Work instructions: Read through the data and count the lines that contain the string "React"; give only the result.

Recorded data:

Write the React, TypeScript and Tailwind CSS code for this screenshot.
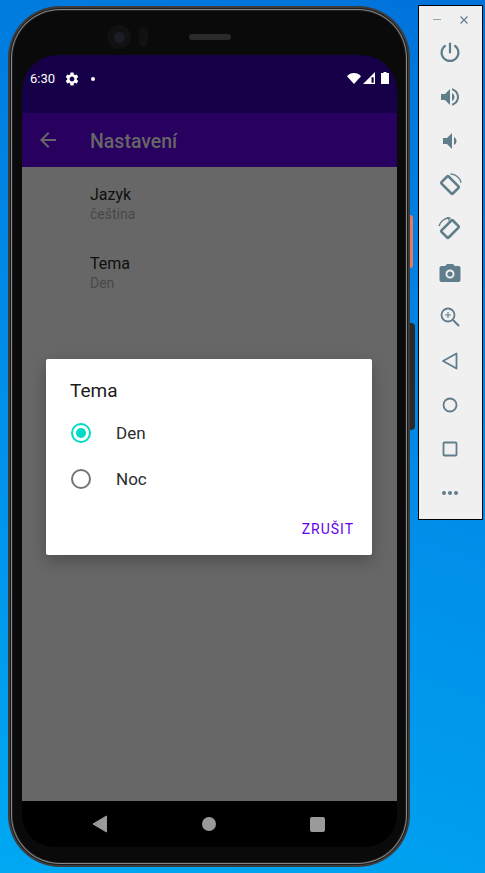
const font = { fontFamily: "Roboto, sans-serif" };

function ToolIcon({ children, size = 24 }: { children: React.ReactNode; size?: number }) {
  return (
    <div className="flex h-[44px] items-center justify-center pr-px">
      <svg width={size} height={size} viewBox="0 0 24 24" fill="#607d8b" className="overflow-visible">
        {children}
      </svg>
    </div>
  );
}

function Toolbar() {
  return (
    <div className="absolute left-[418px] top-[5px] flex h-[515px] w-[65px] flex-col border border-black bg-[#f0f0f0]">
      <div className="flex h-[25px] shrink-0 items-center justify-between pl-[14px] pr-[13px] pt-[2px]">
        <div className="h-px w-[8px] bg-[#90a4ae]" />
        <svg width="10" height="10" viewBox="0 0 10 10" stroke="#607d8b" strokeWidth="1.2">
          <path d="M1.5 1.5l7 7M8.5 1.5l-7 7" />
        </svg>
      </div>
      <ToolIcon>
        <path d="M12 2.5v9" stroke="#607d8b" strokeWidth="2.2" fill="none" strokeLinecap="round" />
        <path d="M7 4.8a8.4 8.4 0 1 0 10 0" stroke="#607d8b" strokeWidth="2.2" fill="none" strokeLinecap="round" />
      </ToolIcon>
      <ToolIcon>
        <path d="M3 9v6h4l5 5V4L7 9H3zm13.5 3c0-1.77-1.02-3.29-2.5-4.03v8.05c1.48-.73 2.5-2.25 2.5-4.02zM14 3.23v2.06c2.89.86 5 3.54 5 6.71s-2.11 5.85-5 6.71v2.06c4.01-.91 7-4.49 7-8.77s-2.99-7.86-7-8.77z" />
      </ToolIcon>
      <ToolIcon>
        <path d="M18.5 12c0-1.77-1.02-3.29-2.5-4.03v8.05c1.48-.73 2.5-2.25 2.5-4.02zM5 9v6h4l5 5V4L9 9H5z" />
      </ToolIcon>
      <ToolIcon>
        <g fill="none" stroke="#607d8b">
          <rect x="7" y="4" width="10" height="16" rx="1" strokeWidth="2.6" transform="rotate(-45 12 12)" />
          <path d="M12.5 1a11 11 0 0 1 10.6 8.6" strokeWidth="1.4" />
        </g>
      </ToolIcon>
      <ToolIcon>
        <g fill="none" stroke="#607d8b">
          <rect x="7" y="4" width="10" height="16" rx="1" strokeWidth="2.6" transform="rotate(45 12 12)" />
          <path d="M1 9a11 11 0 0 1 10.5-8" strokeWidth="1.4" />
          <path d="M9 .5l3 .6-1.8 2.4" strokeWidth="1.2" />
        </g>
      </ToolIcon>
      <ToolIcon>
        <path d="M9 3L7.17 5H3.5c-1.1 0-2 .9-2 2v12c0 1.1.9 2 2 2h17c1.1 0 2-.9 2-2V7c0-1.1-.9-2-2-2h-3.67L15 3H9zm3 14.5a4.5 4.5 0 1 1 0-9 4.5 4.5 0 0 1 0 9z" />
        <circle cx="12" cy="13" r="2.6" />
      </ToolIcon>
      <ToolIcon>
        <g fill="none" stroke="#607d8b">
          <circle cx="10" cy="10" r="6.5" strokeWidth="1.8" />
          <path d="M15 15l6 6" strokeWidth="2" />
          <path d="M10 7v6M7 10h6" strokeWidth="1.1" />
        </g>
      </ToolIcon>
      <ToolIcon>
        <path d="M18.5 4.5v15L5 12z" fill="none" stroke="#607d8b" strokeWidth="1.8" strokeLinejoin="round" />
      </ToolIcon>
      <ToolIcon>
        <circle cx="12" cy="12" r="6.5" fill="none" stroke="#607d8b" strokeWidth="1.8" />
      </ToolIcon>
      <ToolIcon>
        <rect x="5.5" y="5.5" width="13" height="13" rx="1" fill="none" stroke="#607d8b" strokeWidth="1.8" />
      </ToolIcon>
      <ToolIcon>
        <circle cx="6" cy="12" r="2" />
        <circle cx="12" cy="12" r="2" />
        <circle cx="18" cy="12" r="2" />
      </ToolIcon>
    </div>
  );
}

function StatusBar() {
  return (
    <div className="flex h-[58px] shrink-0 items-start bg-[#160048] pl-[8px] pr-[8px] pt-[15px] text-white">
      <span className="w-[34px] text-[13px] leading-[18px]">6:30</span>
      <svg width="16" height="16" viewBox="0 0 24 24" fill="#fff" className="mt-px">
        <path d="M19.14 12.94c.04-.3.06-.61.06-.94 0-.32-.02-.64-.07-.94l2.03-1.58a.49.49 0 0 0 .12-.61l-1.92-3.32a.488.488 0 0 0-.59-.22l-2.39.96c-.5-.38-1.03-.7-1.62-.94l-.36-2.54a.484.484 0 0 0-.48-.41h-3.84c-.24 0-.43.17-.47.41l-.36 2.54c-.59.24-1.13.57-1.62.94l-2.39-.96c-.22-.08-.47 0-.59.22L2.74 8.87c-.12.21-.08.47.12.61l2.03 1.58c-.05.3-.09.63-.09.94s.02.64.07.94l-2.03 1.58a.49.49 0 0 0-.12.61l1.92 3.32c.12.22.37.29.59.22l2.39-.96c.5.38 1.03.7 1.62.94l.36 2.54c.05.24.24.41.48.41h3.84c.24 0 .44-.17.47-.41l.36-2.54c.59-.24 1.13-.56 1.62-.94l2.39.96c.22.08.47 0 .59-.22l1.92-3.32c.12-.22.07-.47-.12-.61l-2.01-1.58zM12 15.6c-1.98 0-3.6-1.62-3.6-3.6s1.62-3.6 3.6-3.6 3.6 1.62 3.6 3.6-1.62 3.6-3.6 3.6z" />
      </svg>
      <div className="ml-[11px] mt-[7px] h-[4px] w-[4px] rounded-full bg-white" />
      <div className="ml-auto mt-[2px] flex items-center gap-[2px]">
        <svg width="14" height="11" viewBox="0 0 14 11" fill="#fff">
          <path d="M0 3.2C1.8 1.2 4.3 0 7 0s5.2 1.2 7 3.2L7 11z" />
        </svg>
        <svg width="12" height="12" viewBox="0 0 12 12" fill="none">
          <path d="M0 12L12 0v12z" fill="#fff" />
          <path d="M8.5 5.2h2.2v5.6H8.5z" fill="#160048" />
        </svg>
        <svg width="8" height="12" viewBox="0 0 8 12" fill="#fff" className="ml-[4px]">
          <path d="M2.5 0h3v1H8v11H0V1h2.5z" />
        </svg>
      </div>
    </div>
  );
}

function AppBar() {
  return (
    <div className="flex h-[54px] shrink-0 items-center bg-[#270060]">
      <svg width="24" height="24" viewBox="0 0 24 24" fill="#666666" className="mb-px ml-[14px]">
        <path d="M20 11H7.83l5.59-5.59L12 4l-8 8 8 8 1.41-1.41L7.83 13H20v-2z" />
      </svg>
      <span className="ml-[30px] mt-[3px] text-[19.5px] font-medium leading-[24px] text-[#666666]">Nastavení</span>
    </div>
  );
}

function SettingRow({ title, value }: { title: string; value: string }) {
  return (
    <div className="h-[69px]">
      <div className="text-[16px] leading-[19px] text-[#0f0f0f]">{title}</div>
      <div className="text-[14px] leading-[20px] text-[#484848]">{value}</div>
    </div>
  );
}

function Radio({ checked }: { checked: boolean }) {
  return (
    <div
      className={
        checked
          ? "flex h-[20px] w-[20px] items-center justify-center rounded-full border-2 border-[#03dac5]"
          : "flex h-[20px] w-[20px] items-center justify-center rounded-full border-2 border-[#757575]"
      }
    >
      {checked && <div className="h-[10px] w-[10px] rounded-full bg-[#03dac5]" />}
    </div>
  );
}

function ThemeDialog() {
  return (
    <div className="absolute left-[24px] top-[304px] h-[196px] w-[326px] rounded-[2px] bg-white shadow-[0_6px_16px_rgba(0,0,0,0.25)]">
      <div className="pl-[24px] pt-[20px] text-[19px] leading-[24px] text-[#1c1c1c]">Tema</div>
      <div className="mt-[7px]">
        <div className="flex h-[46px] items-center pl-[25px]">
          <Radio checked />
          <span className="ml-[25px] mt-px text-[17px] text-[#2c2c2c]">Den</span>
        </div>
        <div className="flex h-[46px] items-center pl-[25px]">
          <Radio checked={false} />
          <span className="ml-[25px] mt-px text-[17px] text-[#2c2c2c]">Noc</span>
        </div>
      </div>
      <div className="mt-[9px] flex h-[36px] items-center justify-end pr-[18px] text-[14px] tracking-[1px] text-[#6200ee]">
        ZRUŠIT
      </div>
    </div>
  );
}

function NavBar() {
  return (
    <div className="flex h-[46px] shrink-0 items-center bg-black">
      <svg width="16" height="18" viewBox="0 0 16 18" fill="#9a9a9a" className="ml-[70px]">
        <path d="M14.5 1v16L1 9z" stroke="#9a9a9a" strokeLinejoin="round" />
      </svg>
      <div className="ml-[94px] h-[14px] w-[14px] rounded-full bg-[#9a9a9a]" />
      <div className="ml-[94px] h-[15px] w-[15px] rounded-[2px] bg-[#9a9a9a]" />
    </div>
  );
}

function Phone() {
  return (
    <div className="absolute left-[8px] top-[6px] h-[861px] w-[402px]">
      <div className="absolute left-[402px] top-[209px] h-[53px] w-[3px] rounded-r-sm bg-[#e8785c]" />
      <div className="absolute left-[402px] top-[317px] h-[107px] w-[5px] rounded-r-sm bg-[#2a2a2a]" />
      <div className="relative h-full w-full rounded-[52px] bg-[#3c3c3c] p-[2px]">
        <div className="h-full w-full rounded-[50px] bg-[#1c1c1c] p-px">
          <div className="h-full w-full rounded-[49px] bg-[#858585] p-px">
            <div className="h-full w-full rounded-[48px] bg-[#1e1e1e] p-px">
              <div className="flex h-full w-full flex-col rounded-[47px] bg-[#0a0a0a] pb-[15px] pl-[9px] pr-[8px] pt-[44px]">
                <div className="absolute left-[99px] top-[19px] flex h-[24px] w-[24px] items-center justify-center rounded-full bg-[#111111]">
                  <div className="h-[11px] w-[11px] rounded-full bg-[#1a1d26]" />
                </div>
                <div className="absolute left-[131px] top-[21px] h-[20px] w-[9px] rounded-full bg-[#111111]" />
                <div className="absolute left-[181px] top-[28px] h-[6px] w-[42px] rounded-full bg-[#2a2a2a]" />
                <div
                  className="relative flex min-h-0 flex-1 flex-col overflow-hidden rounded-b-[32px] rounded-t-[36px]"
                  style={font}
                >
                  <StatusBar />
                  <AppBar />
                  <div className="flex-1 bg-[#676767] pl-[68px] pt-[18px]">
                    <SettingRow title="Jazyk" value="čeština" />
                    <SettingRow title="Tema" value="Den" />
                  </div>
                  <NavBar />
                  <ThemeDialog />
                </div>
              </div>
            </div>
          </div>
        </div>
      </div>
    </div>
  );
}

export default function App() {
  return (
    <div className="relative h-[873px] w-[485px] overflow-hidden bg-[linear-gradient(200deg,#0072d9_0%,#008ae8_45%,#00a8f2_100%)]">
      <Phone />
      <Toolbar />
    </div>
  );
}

Result of the exercise: 2